Yes. Paris was the most famous centre, but salon-like gatherings appeared in other French cities and elsewhere in Europe.
These gatherings did not all look the same. Their tone depended on local court culture, censorship, religion, and the character of regional elites. Many adapted the salon model rather than copying it exactly.
Historians use indirect evidence, including:
letters
memoirs
diaries
invitations
police reports
published correspondence
This evidence is valuable but imperfect. Hosts and guests often wanted to present themselves favourably, so historians must compare sources carefully.
Some critics feared salons gave unelected intellectuals too much influence over taste and opinion.

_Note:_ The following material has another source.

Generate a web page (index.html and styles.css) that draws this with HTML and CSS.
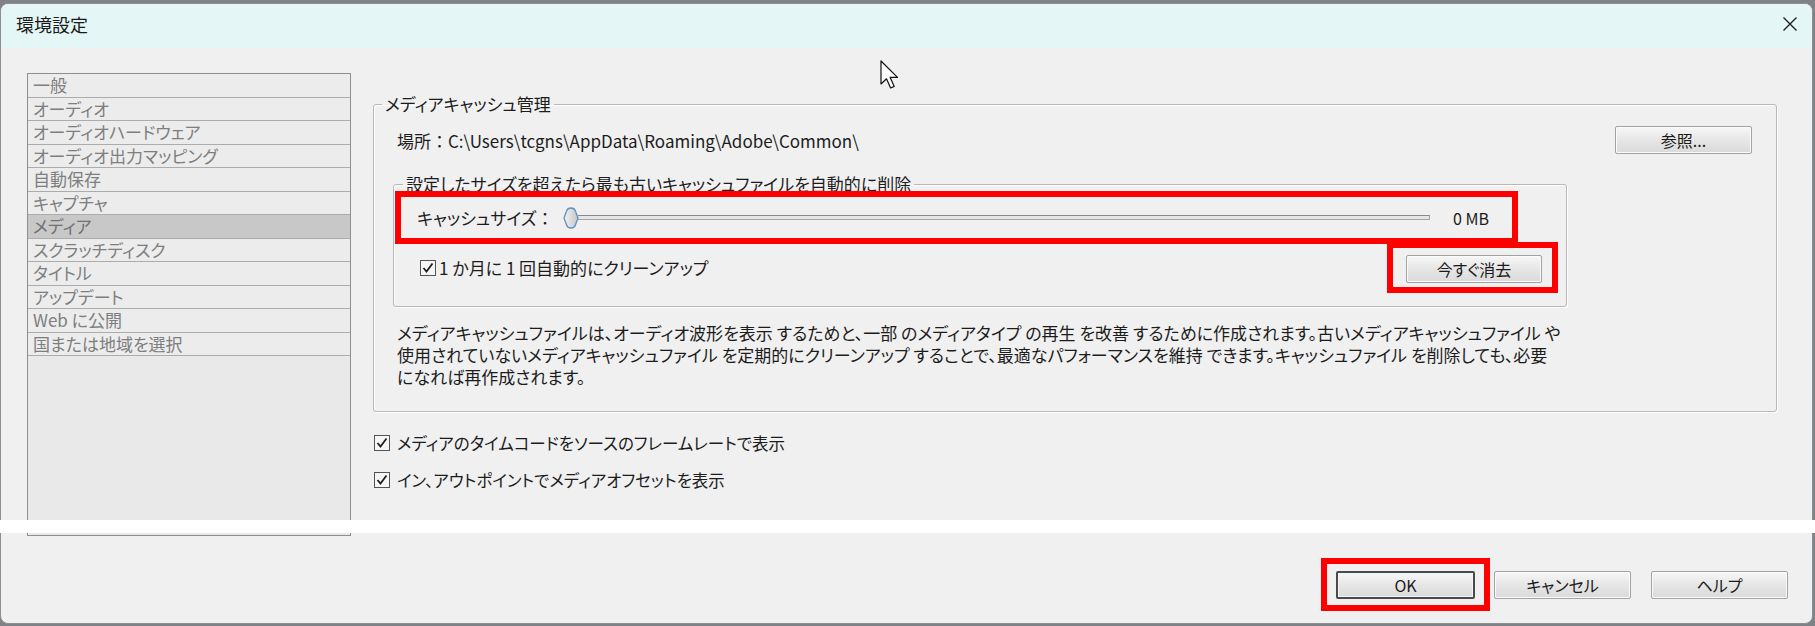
FILE: index.html
```html
<!DOCTYPE html>
<html lang="ja">
  <head>
    <meta charset="UTF-8" />
    <meta name="viewport" content="width=device-width, initial-scale=1.0" />
    <title>環境設定</title>
    <link rel="stylesheet" href="styles.css">
  </head>
  <body>
    <div class="window">
      <header class="titlebar">
        <span class="title">環境設定</span>
        <svg class="close" width="16" height="16" viewBox="0 0 16 16">
          <path d="M1.5 1.5 L14.5 14.5 M14.5 1.5 L1.5 14.5" />
        </svg>
      </header>

      <div class="main">
        <ul class="nav">
          <li>一般</li>
          <li>オーディオ</li>
          <li>オーディオハードウェア</li>
          <li>オーディオ出力マッピング</li>
          <li>自動保存</li>
          <li>キャプチャ</li>
          <li class="active">メディア</li>
          <li>スクラッチディスク</li>
          <li>タイトル</li>
          <li>アップデート</li>
          <li>Web に公開</li>
          <li>国または地域を選択</li>
        </ul>

        <div class="panel">
          <fieldset class="group">
            <legend>メディアキャッシュ管理</legend>
            <div class="location-row">
              <span class="location">場所<span class="colon">：</span>C:\Users\tcgns\AppData\Roaming\Adobe\Common\</span>
              <button class="btn">参照...</button>
            </div>

            <fieldset class="subgroup">
              <legend>設定したサイズを超えたら最も古いキャッシュファイルを自動的に削除</legend>
              <div class="mark size-row">
                <span class="size-label">キャッシュサイズ<span class="colon">：</span></span>
                <div class="slider">
                  <svg class="thumb" width="16" height="22" viewBox="0 0 16 22">
                    <defs>
                      <linearGradient id="thumbFill" x1="0" y1="0" x2="1" y2="0">
                        <stop offset="0" stop-color="#f4f4f4" />
                        <stop offset="1" stop-color="#c4c4c4" />
                      </linearGradient>
                    </defs>
                    <path d="M8 1 C10.5 1 11.8 2 12.4 4 L15 11 L12.4 18 C11.8 20 10.5 21 8 21 C5.5 21 4.2 20 3.6 18 L1 11 L3.6 4 C4.2 2 5.5 1 8 1 Z" fill="url(#thumbFill)" stroke="#5f92c0" stroke-width="1.3" />
                  </svg>
                  <div class="track"></div>
                </div>
                <span class="size-value">0 MB</span>
              </div>
              <div class="cleanup-row">
                <label class="check">
                  <svg class="box" width="16" height="16" viewBox="0 0 16 16">
                    <rect x="0.5" y="0.5" width="15" height="15" />
                    <path d="M3.5 8 L6.5 11.5 L12.5 3.5" />
                  </svg>
                  <span>1 か月に 1 回自動的にクリーンアップ</span>
                </label>
                <div class="mark clear-mark">
                  <button class="btn btn-clear">今すぐ消去</button>
                </div>
              </div>
            </fieldset>

            <p class="note">
              メディアキャッシュファイルは、オーディオ波形を表示 するためと、一部 のメディアタイプ の再生 を改善 するために作成されます。古いメディアキャッシュファイル や<br>
              使用されていないメディアキャッシュファイル を定期的にクリーンアップ することで、最適なパフォーマンスを維持 できます。キャッシュファイル を削除しても、必要<br>
              になれば再作成されます。
            </p>
          </fieldset>

          <label class="check option">
            <svg class="box" width="16" height="16" viewBox="0 0 16 16">
              <rect x="0.5" y="0.5" width="15" height="15" />
              <path d="M3.5 8 L6.5 11.5 L12.5 3.5" />
            </svg>
            <span>メディアのタイムコードをソースのフレームレートで表示</span>
          </label>
          <label class="check option">
            <svg class="box" width="16" height="16" viewBox="0 0 16 16">
              <rect x="0.5" y="0.5" width="15" height="15" />
              <path d="M3.5 8 L6.5 11.5 L12.5 3.5" />
            </svg>
            <span>イン、アウトポイントでメディアオフセットを表示</span>
          </label>
        </div>
      </div>

      <footer class="footer">
        <div class="mark ok-mark">
          <button class="btn btn-default">OK</button>
        </div>
        <button class="btn">キャンセル</button>
        <button class="btn">ヘルプ</button>
      </footer>
    </div>

    <div class="band"></div>
    <svg class="cursor" width="20" height="30" viewBox="0 0 20 30">
      <path d="M1 1 L1 24 L6.5 18.8 L10.6 28 L14.2 26.4 L10.2 17.4 L17.5 17.4 Z" />
    </svg>
  </body>
</html>
```

FILE: styles.css
```css
* {
  margin: 0;
  padding: 0;
  box-sizing: border-box;
}

body {
  width: 1815px;
  height: 626px;
  overflow: hidden;
  padding-top: 3px;
  background-color: #7f8388;
  font-family: "Noto Sans CJK JP", "Noto Sans", sans-serif;
  font-size: 17px;
  font-feature-settings: "palt";
  color: #1c1c1c;
}

.window {
  width: 1813px;
  height: 621px;
  display: flex;
  flex-direction: column;
  background-color: #f0f0f0;
  border: 1px solid #8d8d8d;
  border-radius: 8px;
  overflow: hidden;
}

/* title bar */
.titlebar {
  height: 44px;
  flex-shrink: 0;
  display: flex;
  align-items: center;
  justify-content: space-between;
  padding: 0 14px 4px 15px;
  background-color: #e4f6f5;
}

.title {
  font-size: 18px;
  line-height: 1;
  color: #1a1a1a;
}

.close path {
  stroke: #202020;
  stroke-width: 1.4;
  fill: none;
}

/* content */
.main {
  height: 500px;
  flex-shrink: 0;
  display: flex;
  align-items: flex-start;
  padding: 25px 0 12px 26px;
}

.nav {
  width: 324px;
  height: 463px;
  flex-shrink: 0;
  list-style: none;
  border: 1px solid #8e8e8e;
  background-color: #e9e9e9;
}

.nav li {
  height: 23.5px;
  line-height: 22px;
  padding-left: 5px;
  border-bottom: 1px solid #acacac;
  background-color: #ececec;
  color: #7e7e7e;
  white-space: nowrap;
}

.nav li.active {
  background-color: #c8c8c8;
  color: #707070;
}

.panel {
  width: 1404px;
  margin: 21px 0 0 22px;
}

fieldset {
  min-width: 0;
  border: 1px solid #b8b8b8;
  border-radius: 3px;
  box-shadow: 1px 1px 0 #ffffff, inset 1px 1px 0 #ffffff;
}

legend {
  line-height: 20px;
  padding: 0 3px;
  white-space: nowrap;
}

.group {
  padding: 0 24px 23px 20px;
}

.group > legend {
  margin-left: -12px;
}

.location-row {
  display: flex;
  align-items: center;
  justify-content: space-between;
  margin-top: 12px;
  padding-left: 3px;
}

.location {
  white-space: nowrap;
}

.colon {
  font-feature-settings: normal;
}

.subgroup {
  width: 1174px;
  margin: 20px 0 0 -1px;
  padding: 0 8px 13px 1px;
}

.subgroup > legend {
  margin-left: 8px;
}

/* red highlight frames */
.mark {
  position: relative;
  border: 6px solid #ff0000;
}

.size-row {
  width: 1123px;
  height: 53px;
  margin-top: -3px;
  display: flex;
  align-items: center;
  padding: 0 23px 0 16px;
}

.size-label {
  white-space: nowrap;
}

.slider {
  flex: 1;
  display: flex;
  align-items: center;
  margin: 0 23px 0 9px;
}

.thumb {
  flex-shrink: 0;
  position: relative;
  z-index: 1;
}

.track {
  flex: 1;
  height: 5px;
  margin-left: -1px;
  background-color: #e6e6e6;
  border-top: 1px solid #8a8a8a;
  border-bottom: 1px solid #a4a4a4;
  border-right: 1px solid #a4a4a4;
}

.size-value {
  font-size: 16px;
  white-space: nowrap;
}

.cleanup-row {
  display: flex;
  align-items: center;
  justify-content: space-between;
  margin-top: -2px;
  padding-left: 25px;
}

.clear-mark {
  width: 171px;
  height: 51px;
  padding: 7px 10px 4px 13px;
}

/* checkboxes */
.check {
  display: flex;
  align-items: center;
  gap: 3px;
  white-space: nowrap;
}

.box rect {
  fill: #f6f6f6;
  stroke: #545454;
}

.box path {
  fill: none;
  stroke: #1e1e1e;
  stroke-width: 1.8;
}

.note {
  margin-top: 15px;
  padding-left: 3px;
  line-height: 22px;
  white-space: nowrap;
}

.option {
  height: 24px;
  gap: 7px;
  padding-left: 1px;
  margin-top: 13px;
  font-size: 16.5px;
}

.group + .option {
  margin-top: 19px;
}

/* buttons */
.btn {
  width: 137px;
  height: 28px;
  border: 1px solid #a2a2a2;
  border-radius: 2px;
  background: linear-gradient(#f7f7f7, #e6e6e6 50%, #dadada);
  box-shadow: inset 0 0 0 1px #fbfbfb;
  font-family: inherit;
  font-size: 16px;
  font-feature-settings: "palt";
  color: #1a1a1a;
  line-height: 1;
}

.btn-clear {
  width: 136px;
}

.footer {
  flex: 1;
  display: flex;
  align-items: center;
  justify-content: flex-end;
  gap: 20px;
  padding: 0 24px 2px 0;
}

.ok-mark {
  padding: 7px 9px 6px;
  margin-right: -16px;
}

.btn-default {
  width: 139px;
  border: 2px solid #4a4a4a;
  box-shadow: inset 0 0 0 1px #f4f4f4;
}

/* overlays */
.band {
  position: absolute;
  left: 0;
  top: 520px;
  width: 1815px;
  height: 13px;
  background-color: #ffffff;
}

.cursor {
  position: absolute;
  left: 880px;
  top: 60px;
}

.cursor path {
  fill: #ffffff;
  stroke: #111111;
  stroke-width: 1.2;
  stroke-linejoin: round;
}
```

Others thought polished conversation could hide irreligion, political criticism, or social ambition. Conservative observers sometimes dismissed salons as fashionable performance, while more radical critics could view them as too aristocratic and controlled.
Practice Questions
Identify TWO ways salons helped spread Enlightenment culture in eighteenth-century Europe. (2 marks)
1 mark for identifying one valid way, such as providing a space for discussion of new books, ideas, or reforms.
1 mark for identifying a second valid way, such as linking writers to patrons and readers, making intellectual debate fashionable, or extending discussion beyond universities and courts.
Evaluate the extent to which salons and similar institutions broadened access to Enlightenment ideas in eighteenth-century Europe. (6 marks)
1 mark for presenting a defensible claim about the extent of their influence.
1 mark for describing salons accurately as regular social gatherings for intellectual discussion.
1 mark for providing specific evidence of how ideas spread, such as discussion of books, letters, or scientific and political questions.
1 mark for explaining the role of networks connecting writers, patrons, printers, diplomats, or readers.
1 mark for addressing limits, such as elite membership, urban focus, or social exclusion.
1 mark for using the evidence to make an evaluation rather than only describing salons.